• Stored rows:

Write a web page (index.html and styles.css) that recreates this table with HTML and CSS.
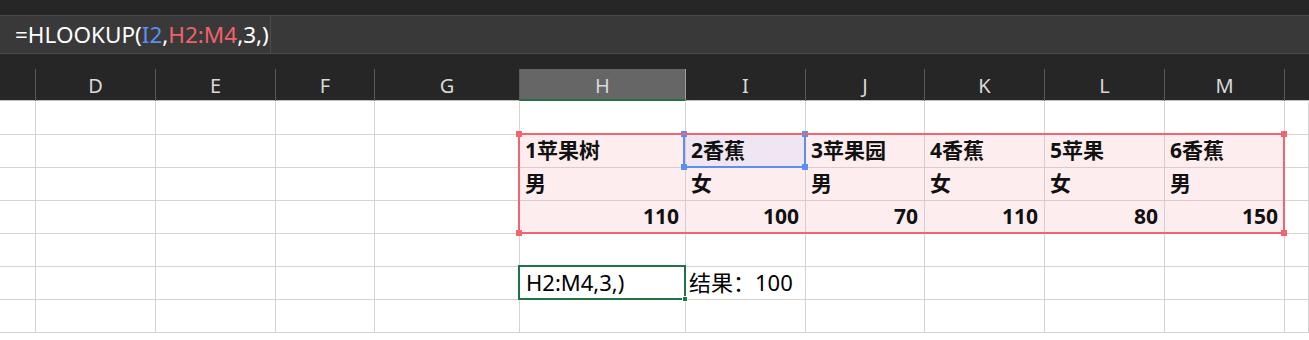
FILE: index.html
```html
<!DOCTYPE html>
<html lang="zh-CN">
<head>
<meta charset="utf-8">
<title>HLOOKUP</title>
<link rel="stylesheet" href="styles.css">
</head>
<body>
<div class="app">
  <div class="topstrip"></div>
  <div class="fbar">
    <div class="ftext">=HLOOKUP(<span class="ref-b">I2</span>,<span class="ref-r">H2:M4</span>,3,)</div>
  </div>
  <div class="gap"></div>
  <div class="colhead">
    <div class="hc"></div>
    <div class="hc">D</div>
    <div class="hc">E</div>
    <div class="hc">F</div>
    <div class="hc">G</div>
    <div class="hc hc-sel">H</div>
    <div class="hc">I</div>
    <div class="hc">J</div>
    <div class="hc">K</div>
    <div class="hc">L</div>
    <div class="hc">M</div>
    <div class="hc hc-last"></div>
  </div>
  <div class="sheet">
    <!-- row 1 -->
    <div class="c"></div><div class="c"></div><div class="c"></div><div class="c"></div><div class="c"></div>
    <div class="c"></div><div class="c"></div><div class="c"></div><div class="c"></div><div class="c"></div><div class="c"></div><div class="c"></div>
    <!-- row 2 -->
    <div class="c"></div><div class="c"></div><div class="c"></div><div class="c"></div><div class="c"></div>
    <div class="c p b">1苹果树</div><div class="c lav b">2香蕉</div><div class="c p b">3苹果园</div><div class="c p b">4香蕉</div><div class="c p b">5苹果</div><div class="c p b">6香蕉</div><div class="c"></div>
    <!-- row 3 -->
    <div class="c"></div><div class="c"></div><div class="c"></div><div class="c"></div><div class="c"></div>
    <div class="c p b">男</div><div class="c p b">女</div><div class="c p b">男</div><div class="c p b">女</div><div class="c p b">女</div><div class="c p b">男</div><div class="c"></div>
    <!-- row 4 -->
    <div class="c"></div><div class="c"></div><div class="c"></div><div class="c"></div><div class="c"></div>
    <div class="c p b num">110</div><div class="c p b num">100</div><div class="c p b num">70</div><div class="c p b num">110</div><div class="c p b num">80</div><div class="c p b num">150</div><div class="c"></div>
    <!-- row 5 -->
    <div class="c"></div><div class="c"></div><div class="c"></div><div class="c"></div><div class="c"></div>
    <div class="c"></div><div class="c"></div><div class="c"></div><div class="c"></div><div class="c"></div><div class="c"></div><div class="c"></div>
    <!-- row 6 -->
    <div class="c"></div><div class="c"></div><div class="c"></div><div class="c"></div><div class="c"></div>
    <div class="c txt">H2:M4,3,)</div><div class="c txt ovf">结果：100</div><div class="c"></div><div class="c"></div><div class="c"></div><div class="c"></div><div class="c"></div>
    <!-- row 7 -->
    <div class="c"></div><div class="c"></div><div class="c"></div><div class="c"></div><div class="c"></div>
    <div class="c"></div><div class="c"></div><div class="c"></div><div class="c"></div><div class="c"></div><div class="c"></div><div class="c"></div>

    <div class="sel-blue">
      <span class="h h-tl blue"></span><span class="h h-tr blue"></span><span class="h h-bl blue"></span><span class="h h-br blue"></span>
    </div>
    <div class="sel-red">
      <span class="h h-tl red"></span><span class="h h-tr red"></span><span class="h h-bl red"></span><span class="h h-br red"></span>
    </div>
    <div class="sel-green">
      <span class="h h-br green"></span>
    </div>
  </div>
</div>
</body>
</html>
```

FILE: styles.css
```css
* { box-sizing: border-box; }
html, body { margin: 0; padding: 0; }
body {
  width: 1309px;
  height: 340px;
  overflow: hidden;
  background: #ffffff;
  font-family: "Noto Sans", "Noto Sans CJK SC", sans-serif;
}
.app { display: flex; flex-direction: column; }
.topstrip { height: 15px; background: #262626; }
.fbar {
  height: 39px;
  background: #393939;
  border-top: 1px solid #4a4a4a;
  border-bottom: 1px solid #4a4a4a;
  display: flex;
  align-items: center;
  padding-left: 15px;
}
.ftext {
  color: #ffffff;
  font-size: 22.5px;
  letter-spacing: 0;
  line-height: 37px;
  padding-right: 1px;
  border-right: 1px solid #4c4c4c;
  height: 37px;
}
.ref-b { color: #5b8ff0; }
.ref-r { color: #f1616b; }
.gap { height: 15px; background: #262626; }
.colhead {
  height: 32px;
  background: #262626;
  border-bottom: 1px solid #bfbfbf;
  display: grid;
  grid-template-columns: 36px 120px 120px 99px 145px 166px 120px 119px 120px 120px 120px 1fr;
}
.hc {
  border-right: 1px solid #5a5a5a;
  color: #d9d9d9;
  font-size: 20px;
  display: flex;
  align-items: center;
  justify-content: center;
  padding-top: 1px;
}
.hc-last { border-right: none; }
.hc-sel {
  background: #666666;
  border-right-color: #a0a0a0;
  border-bottom: 2px solid #217346;
  padding-top: 3px;
}
.sheet {
  position: relative;
  padding-top: 1px;
  display: grid;
  grid-template-columns: 36px 120px 120px 99px 145px 166px 120px 119px 120px 120px 120px 1fr;
  grid-auto-rows: 33px;
}
.c {
  border-right: 1px solid #d4d4d4;
  border-bottom: 1px solid #d4d4d4;
  display: flex;
  align-items: flex-end;
  padding: 0 5px 4px 5px;
  white-space: nowrap;
  color: #111111;
  font-size: 21px;
  line-height: 26px;
}
.p { background: #fdedee; border-color: #dccacc; }
.lav { background: #efe6f1; border-color: #dccacc; }
.b { font-weight: 700; }
.num { justify-content: flex-end; padding-right: 6px; }
.txt { font-weight: 400; color: #000000; padding-left: 6px; font-size: 22px; padding-bottom: 4px; }
.ovf { padding-left: 3px; overflow: visible; }

.sel-red {
  position: absolute;
  left: 518px;
  top: 32px;
  width: 767px;
  height: 101px;
  border: 2px solid #f26570;
}
.sel-blue {
  position: absolute;
  left: 683px;
  top: 32px;
  width: 123px;
  height: 35px;
  border: 2px solid #5b8ff0;
}
.sel-green {
  position: absolute;
  left: 518px;
  top: 164px;
  width: 168px;
  height: 35px;
  border: 2px solid #217346;
}
.h {
  position: absolute;
  width: 6px;
  height: 6px;
}
.h-tl { left: -4px; top: -4px; }
.h-tr { right: -4px; top: -4px; }
.h-bl { left: -4px; bottom: -4px; }
.h-br { right: -4px; bottom: -4px; }
.red { background: #f26570; }
.blue { background: #5b8ff0; }
.green { background: #217346; width: 6px; height: 6px; right: -4px; bottom: -4px; border: 1px solid #ffffff; }
```
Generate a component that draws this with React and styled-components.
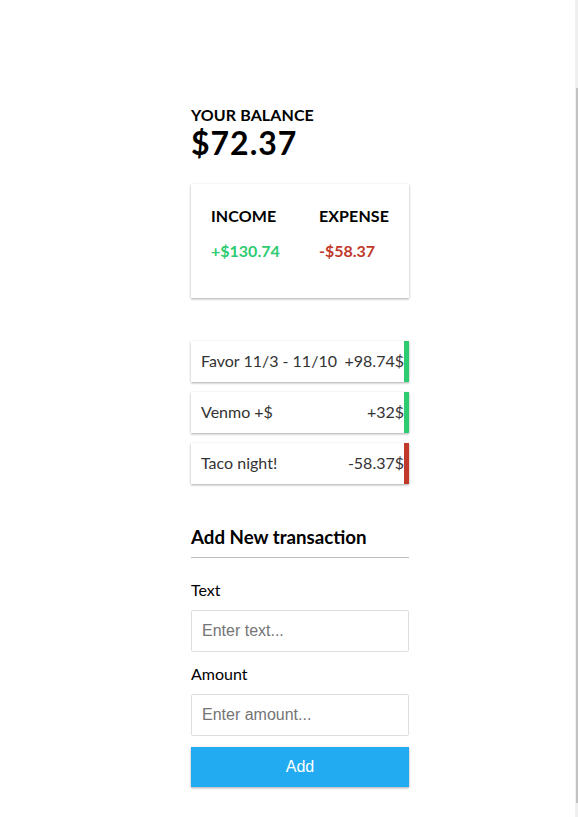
import React from "react";
import styled, { createGlobalStyle } from "styled-components";

const GlobalStyle = createGlobalStyle`
  * { box-sizing: border-box; }
  html, body { margin: 0; padding: 0; background: #ffffff; }
  body { font-family: Lato, "Noto Sans", sans-serif; color: #000; }
`;

const shadow = "0 1px 3px rgba(0,0,0,0.12), 0 1px 2px rgba(0,0,0,0.24)";

const Page = styled.div`
  padding: 104px 0 30px 191px;
`;

const Container = styled.div`
  width: 218px;
`;

const SmallHeading = styled.h4`
  margin: 0;
  font-size: 16px;
  line-height: ${(p) => p.$lh || "22px"};
  font-weight: 700;
  letter-spacing: 0.1px;
  text-transform: uppercase;
`;

const Balance = styled.h1`
  margin: 0;
  font-size: 32px;
  line-height: 34px;
  font-weight: 700;
  letter-spacing: 1px;
`;

const IncExp = styled.div`
  background: #fff;
  box-shadow: ${shadow};
  padding: 22px 20px 20px;
  margin: 24px 0 0;
  display: flex;
  justify-content: space-between;
`;

const Money = styled.p`
  margin: 15px 0 17px;
  font-size: 16px;
  line-height: 20px;
  font-weight: 700;
  color: ${(p) => (p.$type === "plus" ? "#2ecc71" : "#c0392b")};
`;

const List = styled.ul`
  list-style: none;
  padding: 0;
  margin: 43px 0 0;
  display: flex;
  flex-direction: column;
  gap: 10px;
`;

const Item = styled.li`
  background: #fff;
  box-shadow: ${shadow};
  color: #333;
  display: flex;
  justify-content: space-between;
  padding: 9px 0 11px 10px;
  font-size: 16px;
  line-height: 21px;
  border-right: 5px solid ${(p) => (p.$type === "plus" ? "#2ecc71" : "#c0392b")};
`;

const FormHeading = styled.h3`
  margin: 41px 0 10px;
  font-size: 18.72px;
  line-height: 24px;
  font-weight: 700;
  padding-bottom: 8px;
  border-bottom: 1px solid #bbb;
`;

const FormControl = styled.div`
  display: flex;
  flex-direction: column;
  align-items: flex-start;
`;

const Label = styled.label`
  margin: 11px 0 10px;
  font-size: 16px;
  line-height: 21px;
`;

const Input = styled.input`
  display: block;
  align-self: stretch;
  height: 42px;
  border: 1px solid #dedede;
  border-radius: 2px;
  padding: 10px;
  font-family: "Liberation Sans", Arial, sans-serif;
  font-size: 16px;
  color: #000;
  &::placeholder { color: #757575; }
`;

const Button = styled.button`
  display: block;
  width: 100%;
  height: 40px;
  margin: 11px 0 30px;
  border: 0;
  background: #22abf0;
  color: #fff;
  font-family: "Liberation Sans", Arial, sans-serif;
  font-size: 16px;
  box-shadow: ${shadow};
  cursor: pointer;
`;

const ScrollTrack = styled.div`
  position: fixed;
  top: 0;
  right: 0;
  width: 3px;
  height: 100vh;
  background: #efefef;
`;

const ScrollThumb = styled.div`
  position: absolute;
  top: 88px;
  right: 0;
  width: 2px;
  bottom: 14px;
  background: #c2c2c2;
`;

const transactions = [
  { text: "Favor 11/3 - 11/10", amount: "+98.74$", type: "plus" },
  { text: "Venmo +$", amount: "+32$", type: "plus" },
  { text: "Taco night!", amount: "-58.37$", type: "minus" },
];

export default function App() {
  return (
    <>
      <GlobalStyle />
      <Page>
        <Container>
          <SmallHeading>Your Balance</SmallHeading>
          <Balance>$72.37</Balance>
          <IncExp>
            <div>
              <SmallHeading $lh="20px">Income</SmallHeading>
              <Money $type="plus">+$130.74</Money>
            </div>
            <div>
              <SmallHeading $lh="20px">Expense</SmallHeading>
              <Money $type="minus">-$58.37</Money>
            </div>
          </IncExp>
          <List>
            {transactions.map((t) => (
              <Item key={t.text} $type={t.type}>
                <span>{t.text}</span>
                <span>{t.amount}</span>
              </Item>
            ))}
          </List>
          <FormHeading>Add New transaction</FormHeading>
          <form onSubmit={(e) => e.preventDefault()}>
            <FormControl>
              <Label htmlFor="text">Text</Label>
              <Input id="text" type="text" placeholder="Enter text..." />
            </FormControl>
            <FormControl>
              <Label htmlFor="amount">Amount</Label>
              <Input id="amount" type="number" placeholder="Enter amount..." />
            </FormControl>
            <Button type="submit">Add</Button>
          </form>
        </Container>
      </Page>
      <ScrollTrack>
        <ScrollThumb />
      </ScrollTrack>
    </>
  );
}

• Task:
Look through the entries above and list every line containing "index".

• Result for this task:
Write a web page (index.html and styles.css) that recreates this table with HTML and CSS.
FILE: index.html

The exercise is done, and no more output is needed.